Holler app, the local shout-out application, helps cash-strapped small businesses capitalize on their customers’ social media presence. Love the corner deli’s special? Take a pic and offer it up via Holler and earn a deal in the process. Team members – Aman Gupta, Aram Baghdassarian, Ben Stamm, Ben Liu, Brendon Piccinni, Bryan Scanapieco, Donnie Hampton, Dhruv Baijai, Emaad Alvi, Shruti Juneja, and Zhouhan Zhu.

Servus, a peer-to-peer service marketplace designed for students, is out to redefine quality care, announced Darren Tsai during the team’s pitch. The app connects college students with peers who can offer services ranging from haircuts to piano lessons. The goal is for students to find quality, vetted services conveniently and cheaply. Team members: Derek Yan, Darren Tsai, Richard Yoon, Jenna Winocur, Grace Tan, Kevin Ngo, and Josh Londin.

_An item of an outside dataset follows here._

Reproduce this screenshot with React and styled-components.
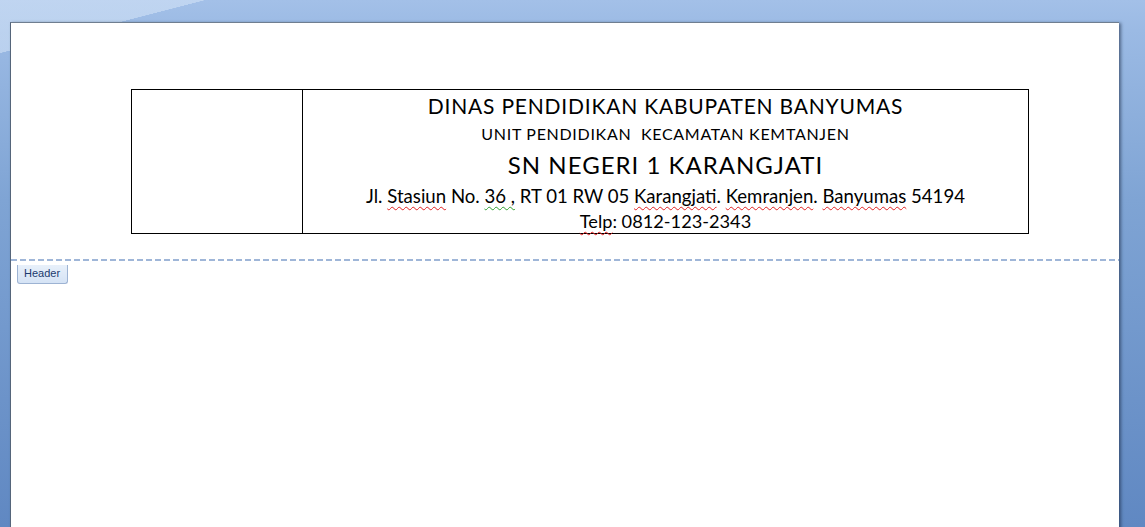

Following each presentation, participating panelists Tracy Brandenburg, Peter Cortle, Felix Litvinsky, Xanthe Matychak and Ken Rother offered feedback to help further craft each team’s business model.  

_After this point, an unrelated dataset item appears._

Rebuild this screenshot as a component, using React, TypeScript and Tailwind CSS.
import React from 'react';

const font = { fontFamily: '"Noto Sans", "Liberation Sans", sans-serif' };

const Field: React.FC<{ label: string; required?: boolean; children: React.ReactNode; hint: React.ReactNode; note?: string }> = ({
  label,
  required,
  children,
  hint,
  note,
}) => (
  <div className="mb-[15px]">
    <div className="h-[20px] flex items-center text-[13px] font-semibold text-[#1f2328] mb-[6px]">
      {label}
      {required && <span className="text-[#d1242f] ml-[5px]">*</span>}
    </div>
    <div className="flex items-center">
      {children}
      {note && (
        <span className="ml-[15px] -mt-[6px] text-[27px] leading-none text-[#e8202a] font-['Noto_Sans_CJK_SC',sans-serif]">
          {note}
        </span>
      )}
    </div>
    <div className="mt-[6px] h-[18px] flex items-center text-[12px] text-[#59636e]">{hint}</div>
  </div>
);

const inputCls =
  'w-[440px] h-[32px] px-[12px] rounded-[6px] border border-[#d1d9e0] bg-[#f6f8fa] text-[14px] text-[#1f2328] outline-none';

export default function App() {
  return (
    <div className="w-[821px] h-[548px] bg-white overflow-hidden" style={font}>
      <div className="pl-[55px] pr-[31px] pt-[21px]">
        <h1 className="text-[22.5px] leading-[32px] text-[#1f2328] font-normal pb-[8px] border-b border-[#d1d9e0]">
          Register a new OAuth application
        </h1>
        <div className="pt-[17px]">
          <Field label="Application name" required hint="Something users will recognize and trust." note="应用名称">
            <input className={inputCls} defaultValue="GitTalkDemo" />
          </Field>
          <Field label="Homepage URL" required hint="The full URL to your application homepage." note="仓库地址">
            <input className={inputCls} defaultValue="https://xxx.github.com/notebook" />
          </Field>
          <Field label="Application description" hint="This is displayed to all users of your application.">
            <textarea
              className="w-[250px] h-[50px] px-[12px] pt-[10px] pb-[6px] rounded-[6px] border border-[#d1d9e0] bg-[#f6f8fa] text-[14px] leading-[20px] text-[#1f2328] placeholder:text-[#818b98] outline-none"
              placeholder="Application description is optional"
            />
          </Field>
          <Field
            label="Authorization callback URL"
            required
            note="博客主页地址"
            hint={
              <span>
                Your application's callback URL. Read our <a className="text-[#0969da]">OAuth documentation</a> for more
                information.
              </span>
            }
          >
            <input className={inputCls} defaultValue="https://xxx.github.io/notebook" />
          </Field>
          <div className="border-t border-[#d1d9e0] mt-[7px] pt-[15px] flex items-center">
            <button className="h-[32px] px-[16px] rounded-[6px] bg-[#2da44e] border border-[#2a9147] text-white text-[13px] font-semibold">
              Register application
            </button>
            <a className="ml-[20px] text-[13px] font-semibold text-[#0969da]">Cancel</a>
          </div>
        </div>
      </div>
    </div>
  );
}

Participating students represented a wide range of majors, from Information Science, Computer Science and Business to Arts and Sciences, Industrial and Labor Relations, Policy Analysis and Management, Communication, and more, said Zhu, the lead student organizer.

“You don’t need experience at 3DS,” she said. “We will give you the experience because you’ll learn by doing.”

For students like team Greenify’s Sam Royce, 3DS was a valuable crash-course in not only crafting ideas but sticking with them.

Royce – a sophomore Applied Economics and Management student – got excited about entrepreneurship this past summer after reading Antonio Garciá Martínez’s “Chaos Monkeys” and since then has been exploring the intersection of business and technology. 3DS provided the opportunity to flush out an idea and turn it into an actual business, he said.

“Definitely a cool experience,” Royce said. “The brainstorming process of throwing out ideas, people backing them and then turning them into an actual business model showed me what’s feasible when you put in the time.”

This year’s sponsors included Entrepreneurship at Cornell, Blackstone Launchpad, Google, Rev Ithaca Startup Works, and more, as well as several industry mentors.  

Louis DiPietro is the communications coordinator for the departments of Information Science and Statistical Science.